Sinai Province, which carries out the bulk of its operations in northern Sinai, has pledged allegiance to Islamic State, the world’s foremost Sunni jihadist organization.
It’s not clear whether members of the Muslim Brotherhood, the movement from which Mori emerged, have joined the ranks of Sinai Province. Outlawed, condemned as a terrorist group and driven underground by Sisi’s authoritarian regime, the Muslim Brotherhood claims to be opposed to violence.
Sisi, the former minister of defence and chief of the armed forces, claims the Muslim Brotherhood and its sister organization in the Gaza Strip, Hamas, have been aiding and abetting jihadists in the Sinai.
Several months ago, following a court ruling which branded Hamas’ armed wing as a terrorist organization, the state-run newspaper Al Ahram accused Hamas and the Muslim Brotherhood of conspiring to overthrow the Egyptian government.
In its crackdown on Hamas, Egypt has closed many of the smuggling tunnels between Sinai and Gaza, much to Israel’s satisfaction. By all accounts, about 1,600 tunnels have been reduced to rubble or flooded.
Mahmoud Abbas, the president of the Palestinian Authority, has endorsed the clampdown, notwithstanding the formation of a PA- Hamas unity government last year. “We have supported all the precautionary measures taken by the Egyptian authorities to close the tunnels and stop the trafficking of arms and the passage of people between Gaza and the Sinai,” he said. “We will continue to support any measure protecting Egypt from danger.”
Egypt, too, has kept the Rafah border crossing, Gaza’s main gateway to the world, mostly shuttered.
Last October, after 33 Egyptian soldiers were killed in an ambush in Sinai, Egypt declared a state of emergency in the area and proceeded to establish a buffer zone in the town of Rafah, which is divided between Egypt and Gaza. Initially planned to be 500 metres in width, the zone has since been expanded by another 500 metres.
Israel has played a key role in Egypt’s anti-terrorism campaign in Sinai. Prime Minister Benjamin Netanyahu has permitted the Egyptian army to station more troops and heavy equipment in Sinai than sanctioned by the 1979 Israel/Egypt peace treaty.
In an interview, Sisi recently told the France 24 TV channel that Egypt will not permit the Sinai to become “a base for attacks against Israel.”
Four years ago in August, 12 terrorists based in Egypt sneaked into Israel and killed six Israeli motorists and two Israeli soldiers in the Arava. Israel, in a retaliatory strike, shot all 12 of the attackers.

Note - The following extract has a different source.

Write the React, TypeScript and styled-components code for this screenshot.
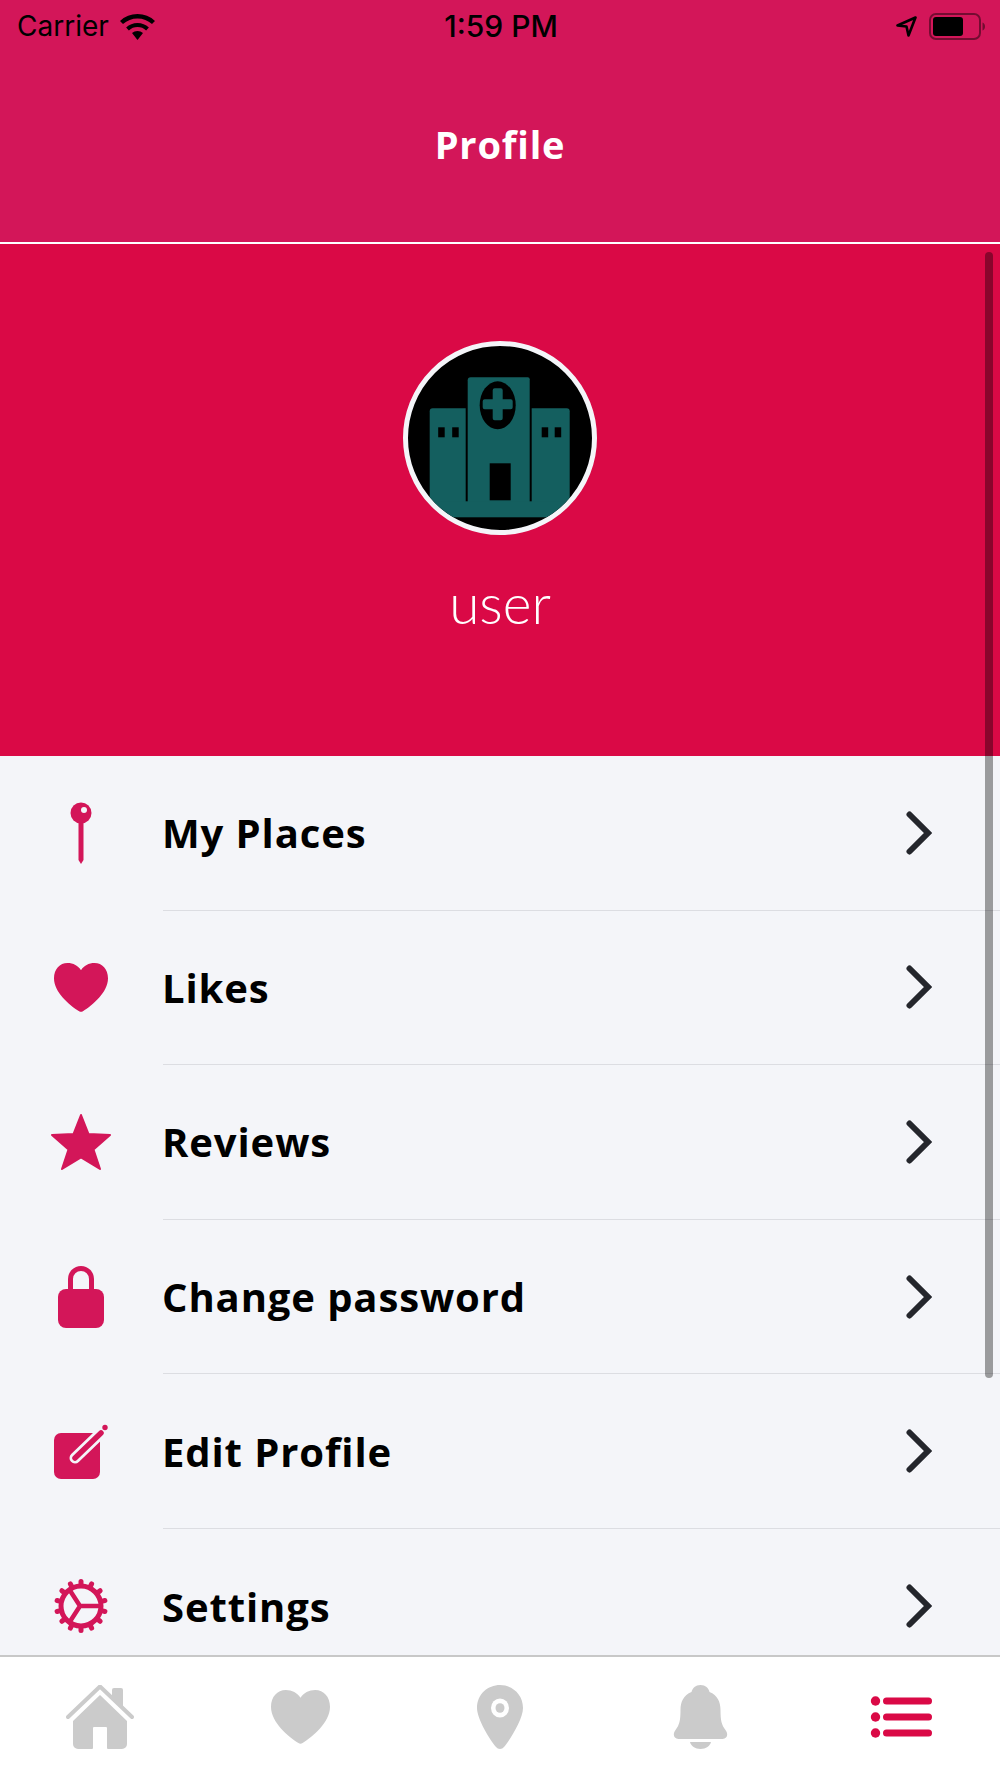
import React from "react";
import styled, { createGlobalStyle } from "styled-components";

const Global = createGlobalStyle`
  html, body { margin: 0; padding: 0; background: #f4f5f9; }
  body { font-family: "Open Sans", "Noto Sans", sans-serif; }
`;

const PINK = "#d31659";
const RED = "#da0946";
const SHEET = "#f4f5f9";

const Page = styled.div`
  position: relative;
  width: 1000px;
  height: 1778px;
  overflow: hidden;
  display: flex;
  flex-direction: column;
  background: ${SHEET};
`;

const Header = styled.header`
  height: 244px;
  box-sizing: border-box;
  flex: none;
  background: ${PINK};
  display: flex;
  flex-direction: column;
  border-bottom: 2px solid #fff;
`;

const StatusBar = styled.div`
  height: 52px;
  display: grid;
  grid-template-columns: 1fr auto 1fr;
  align-items: center;
  padding: 0 15px 0 17px;
  color: #000;
  font-family: "Inter", "Liberation Sans", sans-serif;
  font-size: 28px;
`;

const StatusLeft = styled.div`
  display: flex;
  align-items: center;
  gap: 11px;
`;

const StatusTime = styled.div`
  font-weight: 500;
  font-size: 30px;
`;

const StatusRight = styled.div`
  display: flex;
  align-items: center;
  justify-content: flex-end;
  gap: 12px;
`;

const Title = styled.h1`
  margin: 0;
  flex: 1;
  padding-bottom: 6px;
  display: flex;
  align-items: center;
  justify-content: center;
  color: #fff;
  font-size: 38px;
  font-weight: 700;
  letter-spacing: 0.8px;
`;

const Hero = styled.section`
  height: 512px;
  flex: none;
  background: ${RED};
  display: flex;
  flex-direction: column;
  align-items: center;
  padding-top: 97px;
  box-sizing: border-box;
`;

const Avatar = styled.div`
  width: 194px;
  height: 194px;
  box-sizing: border-box;
  border: 5px solid ${SHEET};
  border-radius: 50%;
  overflow: hidden;
  background: #000;
  svg { display: block; }
`;

const UserName = styled.div`
  margin-top: 38px;
  color: #fff;
  font-family: "Lato", sans-serif;
  font-size: 55px;
  line-height: 60px;
  font-weight: 300;
`;

const List = styled.ul`
  list-style: none;
  margin: 0;
  padding: 0;
  height: 899px;
  flex: none;
  overflow: hidden;
`;

const Row = styled.li`
  height: 154.600px;
  box-sizing: border-box;
  display: grid;
  grid-template-columns: 163px 1fr;
  align-items: center;
`;

const IconCell = styled.div`
  display: flex;
  justify-content: center;
  padding-right: 1px;
  svg { display: block; }
`;

const RowBody = styled.div<{ $last?: boolean }>`
  height: 100%;
  box-sizing: border-box;
  display: flex;
  align-items: center;
  justify-content: space-between;
  padding-right: 68px;
  border-bottom: ${(p) => (p.$last ? "none" : "1.500px solid #dcdde2")};
`;

const RowLabel = styled.span`
  color: #000;
  font-size: 40px;
  font-weight: 700;
  letter-spacing: 0.9px;
  margin-left: -1px;
`;

const TabBar = styled.nav`
  flex: 1;
  background: #fff;
  border-top: 2px solid #c8c8c8;
  display: grid;
  grid-template-columns: repeat(5, 1fr);
  padding-top: 28px;
  box-sizing: border-box;
`;

const Tab = styled.div`
  display: flex;
  justify-content: center;
  align-items: flex-start;
  svg { display: block; }
`;

const ScrollThumb = styled.div`
  position: absolute;
  top: 252px;
  right: 7px;
  width: 8px;
  height: 1126px;
  border-radius: 4px;
  background: rgba(0, 0, 0, 0.37);
`;

const HEART =
  "M28 8C31 3 36 0 42 0C50 0 56 7 56 17C56 33 40 47 30 54a3.500 3.500 0 0 1-4 0C16 47 0 33 0 17C0 7 6 0 14 0C20 0 25 3 28 8Z";

const Wifi = () => (
  <svg width="35" height="27" viewBox="0 0 35 27">
    <path d="M17.500 27l-5.500-7a8.500 8.500 0 0 1 11 0Z" fill="#000" />
    <path d="M7.500 16a14.500 14.500 0 0 1 20 0" fill="none" stroke="#000" strokeWidth="4" />
    <path d="M1.500 9.500a23.500 23.500 0 0 1 32 0" fill="none" stroke="#000" strokeWidth="4.400" />
  </svg>
);

const Arrow = () => (
  <svg width="21" height="21" viewBox="0 0 21 21">
    <path d="M19.500 1.500L1.500 9.500l9 1 2 9Z" fill="none" stroke="#000" strokeWidth="2.600" strokeLinejoin="round" />
  </svg>
);

const Battery = () => (
  <svg width="56" height="27" viewBox="0 0 56 27">
    <rect x="1" y="1" width="50" height="25" rx="6" fill="none" stroke="#000" strokeOpacity="0.450" strokeWidth="2" />
    <rect x="4" y="4" width="30" height="19" rx="3" fill="#000" />
    <path d="M53.500 9.500c1.500.5 2.500 2 2.500 4s-1 3.500-2.500 4Z" fill="#000" fillOpacity="0.450" />
  </svg>
);

const Hospital = () => (
  <svg width="184" height="184" viewBox="28.300 25.700 184 184">
    <g fill="#145f5f">
      <path d="M53 88h33v94H50V91a3 3 0 0 1 3-3Z" />
      <path d="M91 57h57a2 2 0 0 1 2 2v123H88V60a3 3 0 0 1 3-3Z" />
      <path d="M152 88h35a3 3 0 0 1 3 3v91h-38Z" />
      <rect x="50" y="181" width="140" height="16" />
    </g>
    <g fill="#000">
      <ellipse cx="118" cy="85" rx="18" ry="24" />
      <rect x="110" y="143" width="21" height="37" />
      <rect x="58.500" y="107" width="6.500" height="10" />
      <rect x="72.500" y="107" width="6.500" height="10" />
      <rect x="162" y="107" width="6.500" height="10" />
      <rect x="175" y="107" width="6.500" height="10" />
    </g>
    <path d="M113 70a2 2 0 0 1 2-2h6a2 2 0 0 1 2 2v9h8a2 2 0 0 1 2 2v6a2 2 0 0 1-2 2h-8v9a2 2 0 0 1-2 2h-6a2 2 0 0 1-2-2v-9h-8a2 2 0 0 1-2-2v-6a2 2 0 0 1 2-2h8Z" fill="#145f5f" />
  </svg>
);

const PinIcon = () => (
  <svg width="22" height="62" viewBox="0 0 22 62">
    <path d="M8.500 19h5v39l-2.500 4l-2.500-4Z" fill={PINK} />
    <circle cx="11" cy="11" r="10.500" fill={PINK} />
    <circle cx="14" cy="8" r="3" fill={SHEET} />
  </svg>
);

const HeartIcon = () => (
  <svg width="54" height="50" viewBox="0 0 56 56" preserveAspectRatio="none">
    <path d={HEART} fill={PINK} />
  </svg>
);

const StarIcon = () => (
  <svg width="62" height="58" viewBox="0 0 62 58">
    <path
      d="M31 2L38.500 21L60 22L43.500 36.500L50 56L31 44.500L12 56L18.500 36.500L2 22L23.500 21Z"
      fill={PINK}
      stroke={PINK}
      strokeWidth="2"
      strokeLinejoin="round"
    />
  </svg>
);

const LockIcon = () => (
  <svg width="46" height="62" viewBox="0 0 46 62">
    <path d="M12.500 26V13a10.500 10.500 0 0 1 21 0V26" fill="none" stroke={PINK} strokeWidth="5" />
    <rect x="0" y="23" width="46" height="39" rx="8" fill={PINK} />
  </svg>
);

const EditIcon = () => (
  <svg width="56" height="56" viewBox="0 0 56 56" style={{ marginLeft: 2 }}>
    <rect x="0" y="9" width="46" height="46" rx="7" fill={PINK} />
    <path d="M21 34L48 8" stroke={SHEET} strokeWidth="11" strokeLinecap="round" />
    <path d="M21 34L47 9" stroke={PINK} strokeWidth="5.500" strokeLinecap="round" />
    <circle cx="51" cy="3.500" r="2.700" fill={PINK} />
  </svg>
);

const GearIcon = () => {
  const teeth = Array.from({ length: 14 }, (_, i) => (i * 360) / 14);
  return (
    <svg width="54" height="54" viewBox="0 0 54 54">
      <circle cx="27" cy="27" r="20" fill="none" stroke={PINK} strokeWidth="5" />
      {teeth.map((a) => (
        <line
          key={a}
          x1="27"
          y1="5"
          x2="27"
          y2="2.500"
          transform={`rotate(${a} 27 27)`}
          stroke={PINK}
          strokeWidth="5"
          strokeLinecap="round"
        />
      ))}
      <path d="M26 27L15 10M26 27L46 27M26 27L15 44" fill="none" stroke={PINK} strokeWidth="4.500" />
    </svg>
  );
};

const Chevron = () => (
  <svg width="26" height="44" viewBox="0 0 26 44">
    <path d="M3.500 3.500L22 22L3.500 40.500" fill="none" stroke="#24262c" strokeWidth="6" strokeLinecap="round" strokeLinejoin="miter" />
  </svg>
);

const GREY = "#cbcbcb";

const HomeTab = () => (
  <svg width="68" height="64" viewBox="0 0 68 64">
    <path d="M2 32L34 1.500L66 32" fill="none" stroke={GREY} strokeWidth="4" strokeLinecap="round" strokeLinejoin="round" />
    <path d="M46 13V5a2 2 0 0 1 2-2h7a2 2 0 0 1 2 2V24Z" fill={GREY} />
    <path
      d="M34 10L61 36V59a5 5 0 0 1-5 5H42a1 1 0 0 1-1-1V43a1 1 0 0 0-1-1H28a1 1 0 0 0-1 1V63a1 1 0 0 1-1 1H12a5 5 0 0 1-5-5V36Z"
      fill={GREY}
    />
  </svg>
);

const HeartTab = () => (
  <svg width="59" height="55" viewBox="0 0 56 56" preserveAspectRatio="none" style={{ marginTop: 5 }}>
    <path d={HEART} fill={GREY} />
  </svg>
);

const PinTab = () => (
  <svg width="46" height="64" viewBox="0 0 46 64">
    <path d="M23 0C35 0 46 9 46 23C46 34 33 55 27 62a5 5 0 0 1-8 0C13 55 0 34 0 23C0 9 11 0 23 0Z" fill={GREY} />
    <ellipse cx="23" cy="23" rx="9" ry="9.500" fill="#fff" />
    <ellipse cx="23" cy="23" rx="4.500" ry="4.800" fill={GREY} />
  </svg>
);

const BellTab = () => (
  <svg width="55" height="64" viewBox="0 0 55 64">
    <path
      d="M27.500 0c5 0 8 3 9 7c8 3 11 10 11 18c0 10 1 15 5 20c3 4 2 9-3 9H5.500c-5 0-6-5-3-9c4-5 5-10 5-20c0-8 3-15 11-18c1-4 4-7 9-7Z"
      fill={GREY}
    />
    <path d="M17 57H38c-1 4-5 7-10.500 7s-9.500-3-10.500-7Z" fill={GREY} />
  </svg>
);

const ListTab = () => (
  <svg width="62" height="64" viewBox="0 0 62 64" style={{ marginLeft: 2 }}>
    {[16, 32, 48].map((y) => (
      <g key={y} fill={RED}>
        <circle cx="5.500" cy={y} r="4.700" />
        <rect x="13" y={y - 3.500} width="49" height="7" rx="3.500" />
      </g>
    ))}
  </svg>
);

const rows: { label: string; icon: React.ReactNode }[] = [
  { label: "My Places", icon: <PinIcon /> },
  { label: "Likes", icon: <HeartIcon /> },
  { label: "Reviews", icon: <StarIcon /> },
  { label: "Change password", icon: <LockIcon /> },
  { label: "Edit Profile", icon: <EditIcon /> },
  { label: "Settings", icon: <GearIcon /> },
];

export default function App() {
  return (
    <Page>
      <Global />
      <Header>
        <StatusBar>
          <StatusLeft>
            Carrier
            <Wifi />
          </StatusLeft>
          <StatusTime>1:59 PM</StatusTime>
          <StatusRight>
            <Arrow />
            <Battery />
          </StatusRight>
        </StatusBar>
        <Title>Profile</Title>
      </Header>
      <Hero>
        <Avatar>
          <Hospital />
        </Avatar>
        <UserName>user</UserName>
      </Hero>
      <List>
        {rows.map((r, i) => (
          <Row key={r.label}>
            <IconCell>{r.icon}</IconCell>
            <RowBody $last={i === rows.length - 1}>
              <RowLabel>{r.label}</RowLabel>
              <Chevron />
            </RowBody>
          </Row>
        ))}
      </List>
      <TabBar>
        <Tab><HomeTab /></Tab>
        <Tab><HeartTab /></Tab>
        <Tab><PinTab /></Tab>
        <Tab><BellTab /></Tab>
        <Tab><ListTab /></Tab>
      </TabBar>
      <ScrollThumb />
    </Page>
  );
}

Amid the confusion, Israel accidentally killed five Egyptian soldiers.
Israel issued a prompt apology to Egypt’s interim military government, but mobs in Cairo stormed Israel’s embassy, pulling down the Israeli flag and hurling it to ground.
A few weeks later, the mobs returned, sacking the embassy. Egyptian commandos rescued six Israeli diplomats holed up there. The vast majority of embassy personnel had already left the country.
After being sworn in as Egypt’s first democratically elected president, Morsi promised to uphold the peace treaty with Israel. However, he refused to meet Israeli leaders or cabinet ministers in Cairo, a practice begun by the late Anwar Sadat in 1977 and perpetuated by his successor, Hosni Mubarak.
Sisi, so far, has refrained from inviting Israel’s leaders for talks. Recently, though, Israeli diplomats turned up in Cairo to discuss the Palestinian question and regional issues with their Egyptian counterparts. It was reportedly the first high-level meeting of its kind since Mubarak’s ouster in 2011.
It came on the heels of Egypt’s decision to return its ambassador to Israel after a three-year hiatus. Egypt’s last envoy, Atef Salem, was recalled shortly after he arrived in 2012. Salem was called back home in protest over Israel’s military operation in Gaza. His replacement, Hazem Khairat, is scheduled to arrive in Israel shortly.
This does not mean that Israel’s relationship with Egypt, which has often been described as a “cold peace,” is about to warm up. It simply means that Egypt and Israel have a common interest in fighting terrorism, a phenomenon that threatens both countries.